Let’s begin to dissect this Scripture.  First of all look at the verb and adverb “shed abroad”.  Packer relates that shed abroad means “poured or dumped out” like the outpouring of the Holy Spirit. 

Secondly, the tense of the verb is perfect tense, present perfect tense.  For those among us who are not grammarians, this means that an action has begun in the past and it is continuing in the present.  God has filled our hearts with love and He is filling them with love right now [like a valley once flooded remains full of water]. 

The last aspect of the verse is the phrase “which is given to us.”  This is not an indication of an extraordinary event.  This is a regular thing that God is doing for us.  Especially today, we are bombarded by the extraordinary, so in a spiritual context maybe we get excited by speaking in tongues.  That may be unusual enough but God giving us love is not; it is a normal, everyday activity.  We may want a revival in church, expecting tongues to break out in worship.  How many would pray for love to break out, filling everyone’s heart to the brimful?

Packer feels that the exploration of this gifting of God’s love for us will lead us “as deep into the mystery of God’s nature as the human mind can go, deeper than any of our previous studies have taken us.”

To begin to understand God’s love, Packer feels that two comments must proceed the study.

One, “God is love” is not the complete truth about God according to the Bible.  If you have read the whole Bible, God is not the grandfatherly figure we used to see on the walls of our child’s Sunday school classroom.  That God seems so warm and friendly, one would have a hard time imagining God judging the world and sending a flood, chastening His people and allowing them to be conquered, captured and exiled.   In the New Testament, this is the God who will judge the world during the end times and we know it will be a “righteous judgement.” 

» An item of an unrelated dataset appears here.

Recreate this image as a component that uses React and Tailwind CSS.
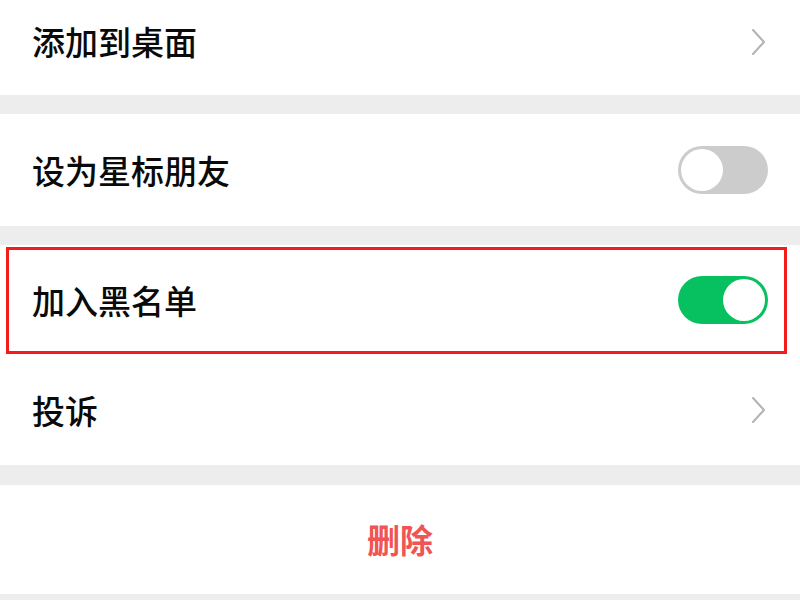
import { useState } from 'react'

function Chevron() {
  return (
    <svg width="16" height="28" viewBox="0 0 16 28" fill="none">
      <path d="M3 2 L14 14 L3 26" stroke="#b2b2b2" strokeWidth="2" strokeLinecap="round" strokeLinejoin="round" />
    </svg>
  )
}

function Toggle({ on, onClick }) {
  return (
    <button
      onClick={onClick}
      className={`relative w-[90px] h-[48px] rounded-full transition-colors ${on ? 'bg-[#07c160]' : 'bg-[#cccccc]'}`}
    >
      <span
        className={`absolute top-[3px] w-[42px] h-[42px] rounded-full bg-white transition-all ${on ? 'left-[45px]' : 'left-[3px]'}`}
      />
    </button>
  )
}

export default function App() {
  const [starred, setStarred] = useState(false)
  const [blocked, setBlocked] = useState(true)

  return (
    <div
      className="min-h-screen bg-[#ededed] text-[#0a0a0a]"
      style={{ fontFamily: '"Noto Sans CJK SC", "Noto Sans", sans-serif' }}
    >
      <div className="h-[95px] bg-white flex items-center justify-between pl-[32px] pr-[34px] pb-[12px]">
        <span className="text-[33px] leading-none font-medium">添加到桌面</span>
        <Chevron />
      </div>

      <div className="mt-[19px] h-[112px] bg-white flex items-center justify-between pl-[32px] pr-[32px]">
        <span className="text-[33px] leading-none font-medium">设为星标朋友</span>
        <Toggle on={starred} onClick={() => setStarred(!starred)} />
      </div>

      <div className="mt-[19px] bg-white">
        <div className="relative h-[110px] flex items-center justify-between pl-[32px] pr-[32px]">
          <span className="text-[33px] leading-none font-medium">加入黑名单</span>
          <Toggle on={blocked} onClick={() => setBlocked(!blocked)} />
          <div className="absolute left-[6px] right-[13px] top-[2px] bottom-[1px] border-[3px] border-[#f21c1c] pointer-events-none" />
        </div>
        <div className="h-[110px] flex items-center justify-between pl-[32px] pr-[34px]">
          <span className="text-[33px] leading-none font-medium">投诉</span>
          <Chevron />
        </div>
      </div>

      <div className="mt-[20px] h-[109px] bg-white flex items-center justify-center">
        <span className="text-[33px] leading-none font-bold text-[#f05454]">删除</span>
      </div>
    </div>
  )
}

Obviously if we are to buy into John 4: 8, we have to see God’s complete picture and the complete picture is not totally positive.  

How are we to understand this?  In our minds, the word love does not mean “to condemn” or “to punish.” 

Obviously, we have to get at this complete truth.

Secondly “God is love” is the complete truth about God so far as the Christian is concerned. 

Let’s stop.  Isn’t this the exact opposite of the previous comment?  It almost is, but the previous comment was “God is love” is not the complete truth according to the Bible.  Now Packer writes that “God is love” is the complete truth [as far as the Christian is concerned].

As we begin to explore God’s love, as we begin to look into His heart, maybe this confusion is just the beginning of our efforts to understand the mystery of God’s love for us. 

“I have loved you, my people, with an everlasting love. With unfailing love I have drawn you to Myself”  [Jeremiah 31: 3].

Psalms 136:  26 “Give thanks to the God of heaven; His love endures forever.”

1 Corinthians 13: 13  “And now these three remain: faith, hope and love.  But the greatest of these is love.”

“There is no fear in love. But perfect love drives out fear, because fear has to do with punishment. The one who fears is not made perfect in love” [1 John 4: 18].

With just this sampling of Scripture, we soon see that love is not the simple word we thought it was. 

Maybe Packer is right; to know God’s love is to reveal His inner being.  To know God’s love is “indeed heaven on earth.”